Bounds on the photon sphere radius for spherically symmetric black holes in n-dimensional Einstein gravity
Yong Song, Jiaqi Fu, Yiting Cen
Abstract
The photon sphere, a hypersurface of circular null geodesics, plays a fundamental role in characterizing black hole spacetimes, influencing phenomena such as black hole shadows, gravitational lensing, and quasinormal modes.

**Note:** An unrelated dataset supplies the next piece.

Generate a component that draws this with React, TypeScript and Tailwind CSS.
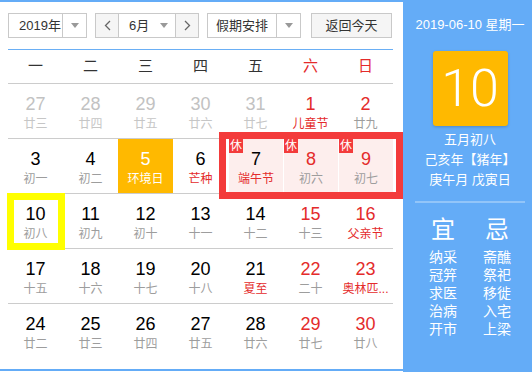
import React from 'react'

type Day = {
  n: number
  sub: string
  other?: boolean
  redNum?: boolean
  redSub?: boolean
  rest?: boolean
  env?: boolean
  today?: boolean
}

const weekdays = ['一', '二', '三', '四', '五', '六', '日']

const rows: Day[][] = [
  [
    { n: 27, sub: '廿三', other: true },
    { n: 28, sub: '廿四', other: true },
    { n: 29, sub: '廿五', other: true },
    { n: 30, sub: '廿六', other: true },
    { n: 31, sub: '廿七', other: true },
    { n: 1, sub: '儿童节', redNum: true, redSub: true },
    { n: 2, sub: '廿九', redNum: true },
  ],
  [
    { n: 3, sub: '初一' },
    { n: 4, sub: '初二' },
    { n: 5, sub: '环境日', env: true },
    { n: 6, sub: '芒种', redSub: true },
    { n: 7, sub: '端午节', redSub: true, rest: true },
    { n: 8, sub: '初六', redNum: true, rest: true },
    { n: 9, sub: '初七', redNum: true, rest: true },
  ],
  [
    { n: 10, sub: '初八', today: true },
    { n: 11, sub: '初九' },
    { n: 12, sub: '初十' },
    { n: 13, sub: '十一' },
    { n: 14, sub: '十二' },
    { n: 15, sub: '十三', redNum: true },
    { n: 16, sub: '父亲节', redNum: true, redSub: true },
  ],
  [
    { n: 17, sub: '十五' },
    { n: 18, sub: '十六' },
    { n: 19, sub: '十七' },
    { n: 20, sub: '十八' },
    { n: 21, sub: '夏至', redSub: true },
    { n: 22, sub: '二十', redNum: true },
    { n: 23, sub: '奥林匹...', redNum: true, redSub: true },
  ],
  [
    { n: 24, sub: '廿二' },
    { n: 25, sub: '廿三' },
    { n: 26, sub: '廿四' },
    { n: 27, sub: '廿五' },
    { n: 28, sub: '廿六' },
    { n: 29, sub: '廿七', redNum: true },
    { n: 30, sub: '廿八', redNum: true },
  ],
]

const yi = ['纳采', '冠笄', '求医', '治病', '开市']
const ji = ['斋醮', '祭祀', '移徙', '入宅', '上梁']

function Caret() {
  return <span className="w-0 h-0 border-x-[4px] border-x-transparent border-t-[5px] border-t-[#999]" />
}

function Chevron({ dir }: { dir: 'left' | 'right' }) {
  return (
    <svg width="7" height="11" viewBox="0 0 7 11" fill="none">
      <path
        d={dir === 'left' ? 'M6 1 L1.5 5.5 L6 10' : 'M1 1 L5.5 5.5 L1 10'}
        stroke="#666"
        strokeWidth="1.3"
      />
    </svg>
  )
}

function Cell({ d }: { d: Day }) {
  let numColor = 'text-black'
  if (d.other) numColor = 'text-[#c2c2c2]'
  else if (d.env) numColor = 'text-white'
  else if (d.redNum) numColor = 'text-[#e42b2b]'

  let subColor = 'text-[#9d9d9d]'
  if (d.other) subColor = 'text-[#c6c6c6]'
  else if (d.env) subColor = 'text-white'
  else if (d.redSub) subColor = 'text-[#e42b2b]'

  const bg = d.env ? 'bg-[#ffb900]' : d.rest ? 'bg-[#fdeeed] border-l border-white' : ''

  return (
    <div className={`relative h-[54px] flex flex-col items-center pt-[9px] ${bg}`}>
      {d.rest && (
        <span className="absolute left-0 top-0 w-[14px] h-[14px] bg-[#f33b3b] text-white text-[12px] leading-[14px] text-center">
          休
        </span>
      )}
      {d.today && (
        <div className="absolute -left-px -top-px w-[58px] h-[57px] border-[7px] border-[#ffff00] z-10" />
      )}
      <div className={`text-[18px] leading-[22px] ${numColor}`}>{d.n}</div>
      <div className={`mt-px text-[12px] leading-[16px] whitespace-nowrap ${subColor}`}>{d.sub}</div>
    </div>
  )
}

export default function App() {
  return (
    <div className="flex w-[532px] h-[372px] bg-white [font-family:'Liberation_Sans','Noto_Sans_CJK_SC',sans-serif]">
      <div className="w-[403px] h-[371px] border-t-2 border-b-2 border-[#64acf7] pl-2 pr-[10px]">
        <div className="mt-[11px] h-[25px] flex text-[13px] text-[#333]">
          <div className="w-[79px] flex border border-[#c9c9c9]">
            <div className="flex-1 flex items-center pl-[10px]">2019年</div>
            <div className="w-[24px] flex items-center justify-center border-l border-[#c9c9c9]">
              <Caret />
            </div>
          </div>
          <div className="ml-2 w-[104px] flex border border-[#c9c9c9]">
            <div className="w-[22px] flex items-center justify-center bg-[#f5f5f5]">
              <Chevron dir="left" />
            </div>
            <div className="flex-1 flex items-center justify-between pl-[10px] pr-[7px] border-x border-[#c9c9c9]">
              <span>6月</span>
              <Caret />
            </div>
            <div className="w-[22px] flex items-center justify-center bg-[#f5f5f5]">
              <Chevron dir="right" />
            </div>
          </div>
          <div className="ml-2 w-[94px] flex border border-[#c9c9c9]">
            <div className="flex-1 flex items-center justify-center">假期安排</div>
            <div className="w-[24px] flex items-center justify-center border-l border-[#c9c9c9]">
              <Caret />
            </div>
          </div>
          <button className="ml-[10px] w-[81px] border border-[#c9c9c9] bg-[#f5f5f5] flex items-center justify-center">
            返回今天
          </button>
        </div>

        <div className="mt-[11px] h-px bg-[#6aaff5]" />

        <div className="grid grid-cols-7 h-[33px] items-center text-[15px]">
          {weekdays.map((w, i) => (
            <div key={w} className={`text-center ${i >= 5 ? 'text-[#e42b2b]' : 'text-[#333]'}`}>
              {w}
            </div>
          ))}
        </div>

        {rows.map((row, ri) => (
          <div key={ri} className={`relative grid grid-cols-7 ${ri === 0 || ri > 0 ? 'border-t border-[#cccccc]' : ''}`}>
            {row.map((d) => (
              <Cell key={`${ri}-${d.n}`} d={d} />
            ))}
            {ri === 1 && (
              <div className="absolute left-[211px] top-[-7px] w-[184px] h-[67px] border-[7px] border-[#f33b3b] z-20 pointer-events-none" />
            )}
          </div>
        ))}
      </div>

      <div className="flex-1 h-[372px] bg-[#64acf7] text-white flex flex-col items-center pl-[5px]">
        <div className="mt-4 text-[13px] leading-[18px] whitespace-nowrap">2019-06-10 星期一</div>
        <div className="mt-[17px] w-[75px] h-[75px] rounded-[3px] bg-[#ffb900] shadow-[0_1px_3px_rgba(0,0,0,0.2)] flex items-center justify-center">
          <span className="text-[52px] leading-none font-light [font-family:Roboto,'Liberation_Sans',sans-serif]">10</span>
        </div>
        <div className="mt-1 text-[13px] leading-[20px] text-center">
          <div>五月初八</div>
          <div>己亥年【猪年】</div>
          <div>庚午月 戊寅日</div>
        </div>
        <div className="mt-[11px] w-[110px] h-[2px] bg-[#92c5f9]" />
        <div className="mt-3 flex">
          <div className="w-[54px] flex flex-col items-center">
            <div className="text-[24px] leading-[30px]">宜</div>
            <div className="mt-[3px] text-[14px] leading-[18px] text-center">
              {yi.map((t) => (
                <div key={t}>{t}</div>
              ))}
            </div>
          </div>
          <div className="w-[54px] flex flex-col items-center">
            <div className="text-[24px] leading-[30px]">忌</div>
            <div className="mt-[3px] text-[14px] leading-[18px] text-center">
              {ji.map((t) => (
                <div key={t}>{t}</div>
              ))}
            </div>
          </div>
        </div>
      </div>
    </div>
  )
}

In this work, we derive both upper and lower bounds on the photon sphere radius for static, spherically symmetric, asymptotically flat black holes within $n$-dimensional Einstein gravity ($n\ge 4$), assuming an anisotropic matter field satisfying the weak energy condition and a non-positive trace of the energy-momentum tensor. For the upper bound we obtain $r_γ\le [(n-1)M]^{\frac{1}{n-3}}$, where $M$ is the ADM mass, which reduces to $r_γ\le 3M$ for $n=4$ in agreement with Hod's result. For the lower bound, under the additional assumption that $|r^{n-1}p_r(r)|$ is monotonically decreasing, we prove $r_γ\ge (\frac{n-1}{2})^{1/(n-3)}r_H$, where $r_H$ is the radius of the outer event horizon; for $n=4$ this gives $r_γ\ge \frac{3}{2}r_H$, also consistent with Hod's four-dimensional theorem. These results provide dimension-dependent geometric constraints that generalize well-known four-dimensional bounds to a specific class of higher-dimensional black holes (described by a Tangherlini-type metric) and deepen our understanding of spacetime structure in higher-dimensional gravitational theories.